Officer administering the Government of Sarawak
- In office 1903–1904
- Preceded by: Charles Agar Bampfylde
- Succeeded by: Sir Percy Francis Cunynghame

Resident of the First Division, Sarawak
- In office 1903–1904
- Preceded by: Charles Agar Bampfylde
- Succeeded by: Sir Percy Francis Cunynghame

Personal details
- Born: 24 April 1858 West Ashton, Wiltshire
- Died: 30 June 1924 (aged 66)
- Occupation: Colonial administrator

= Henry Deshon =

British colonial administrator (1858–1924)

Henry FitzGibbon Deshon (24 April 1858 – 30 June 1924) was a British administrator serving in Sarawak and aide-de-camp to the Rajah, Charles Brooke.

== Early life and education ==

Deshon was born on 24 April 1858 at West Ashton, Wiltshire, the son Rev. H. C. Deshon, Vicar in Teignmouth, Devon. He was educated at Sidney College, Bath.

== Career ==

Deshon joined the Sarawak Administrative Service in 1876 as a cadet. Around 1880, he joined the personal staff of the Rajah as aide-de-camp. In 1881, he was appointed assistant Resident in charge of Batang Lupar District, and two years later promoted to Resident, a post he held until 1891. From 1894 to 1902, he served as Resident of the 4th Division and the 3rd Division, and finally, in 1903, as Resident of the 1st Division.

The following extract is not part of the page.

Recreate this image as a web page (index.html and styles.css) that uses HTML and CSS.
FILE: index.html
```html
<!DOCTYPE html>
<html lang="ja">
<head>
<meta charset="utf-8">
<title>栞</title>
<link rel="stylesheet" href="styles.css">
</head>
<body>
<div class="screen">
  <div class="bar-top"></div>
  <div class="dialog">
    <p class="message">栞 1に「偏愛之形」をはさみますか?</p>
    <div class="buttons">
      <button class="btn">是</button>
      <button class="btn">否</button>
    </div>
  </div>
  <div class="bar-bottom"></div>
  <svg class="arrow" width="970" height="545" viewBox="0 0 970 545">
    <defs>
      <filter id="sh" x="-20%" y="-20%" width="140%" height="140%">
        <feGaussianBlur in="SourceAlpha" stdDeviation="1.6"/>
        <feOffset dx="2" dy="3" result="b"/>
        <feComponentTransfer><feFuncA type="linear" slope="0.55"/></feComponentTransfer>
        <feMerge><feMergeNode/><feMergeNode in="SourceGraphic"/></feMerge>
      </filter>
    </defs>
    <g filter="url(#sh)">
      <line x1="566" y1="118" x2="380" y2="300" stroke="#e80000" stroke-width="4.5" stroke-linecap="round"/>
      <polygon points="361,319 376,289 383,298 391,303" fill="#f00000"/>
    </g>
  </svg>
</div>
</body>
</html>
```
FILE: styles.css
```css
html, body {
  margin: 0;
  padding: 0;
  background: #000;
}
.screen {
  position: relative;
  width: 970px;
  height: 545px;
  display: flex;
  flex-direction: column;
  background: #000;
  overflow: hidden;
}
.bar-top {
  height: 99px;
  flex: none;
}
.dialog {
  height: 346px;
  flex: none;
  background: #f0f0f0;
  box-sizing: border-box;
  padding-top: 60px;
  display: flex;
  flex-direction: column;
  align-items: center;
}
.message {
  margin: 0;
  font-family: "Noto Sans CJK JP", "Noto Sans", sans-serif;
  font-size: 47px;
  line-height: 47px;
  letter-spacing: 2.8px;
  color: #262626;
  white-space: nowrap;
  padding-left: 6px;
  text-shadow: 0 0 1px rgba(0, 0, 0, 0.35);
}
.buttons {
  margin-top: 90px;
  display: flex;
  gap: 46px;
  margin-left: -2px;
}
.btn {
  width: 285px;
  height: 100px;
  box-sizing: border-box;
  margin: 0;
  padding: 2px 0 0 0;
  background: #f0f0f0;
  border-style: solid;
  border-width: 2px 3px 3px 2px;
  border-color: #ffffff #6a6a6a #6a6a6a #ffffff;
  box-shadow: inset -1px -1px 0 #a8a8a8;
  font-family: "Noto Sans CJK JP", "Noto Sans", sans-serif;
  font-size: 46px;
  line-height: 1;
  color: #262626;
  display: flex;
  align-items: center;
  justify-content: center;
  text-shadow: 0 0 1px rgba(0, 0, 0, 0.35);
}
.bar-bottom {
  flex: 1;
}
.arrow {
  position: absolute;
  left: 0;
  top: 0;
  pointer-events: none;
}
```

In June 1902, he commanded an expedition of 12,000 men that travelled up the Batang Lupar River in boats to punish head-hunters from Ulu Ai. The force was stricken by cholera before they could achieve their mission, and over 1,000 members of the expedition died.

Deshon served as personal aide-de-camp to the Rajah during most of his career. He accompanied him on his visits to England in 1883 and 1901. He served as president of the Sarawak Committee of Administration, and member of the Supreme Council. He was appointed officer administrating the Government during the absence the Rajah from 1903 to 1904. After retiring from the service later that year, he became political adviser to the Rajah in England. He was an elected member of the Royal Asiatic Society and Fellow of the Royal Geographical Society.

Deshon was selected as one of the four members, including the Rajah Muda, of the Advisory Council of the Sarawak State which was established in London by the Rajah in 1912 to oversee the finances of the State, and act as agents-general in communications with the Foreign Office on matters affecting Sarawak. When Brooke died in 1917, Deshon was mentioned as one of the two executors in his will. In 1924, he represented Sarawak as commissioner at the British Empire Exhibition.

== Personal life and death ==

Deshon married Nora, daughter of George Bird of the Madras Civil Service in 1889.

Deshon died on 30 June 1924, aged 66. Deshon Road in Kuching, is named after him.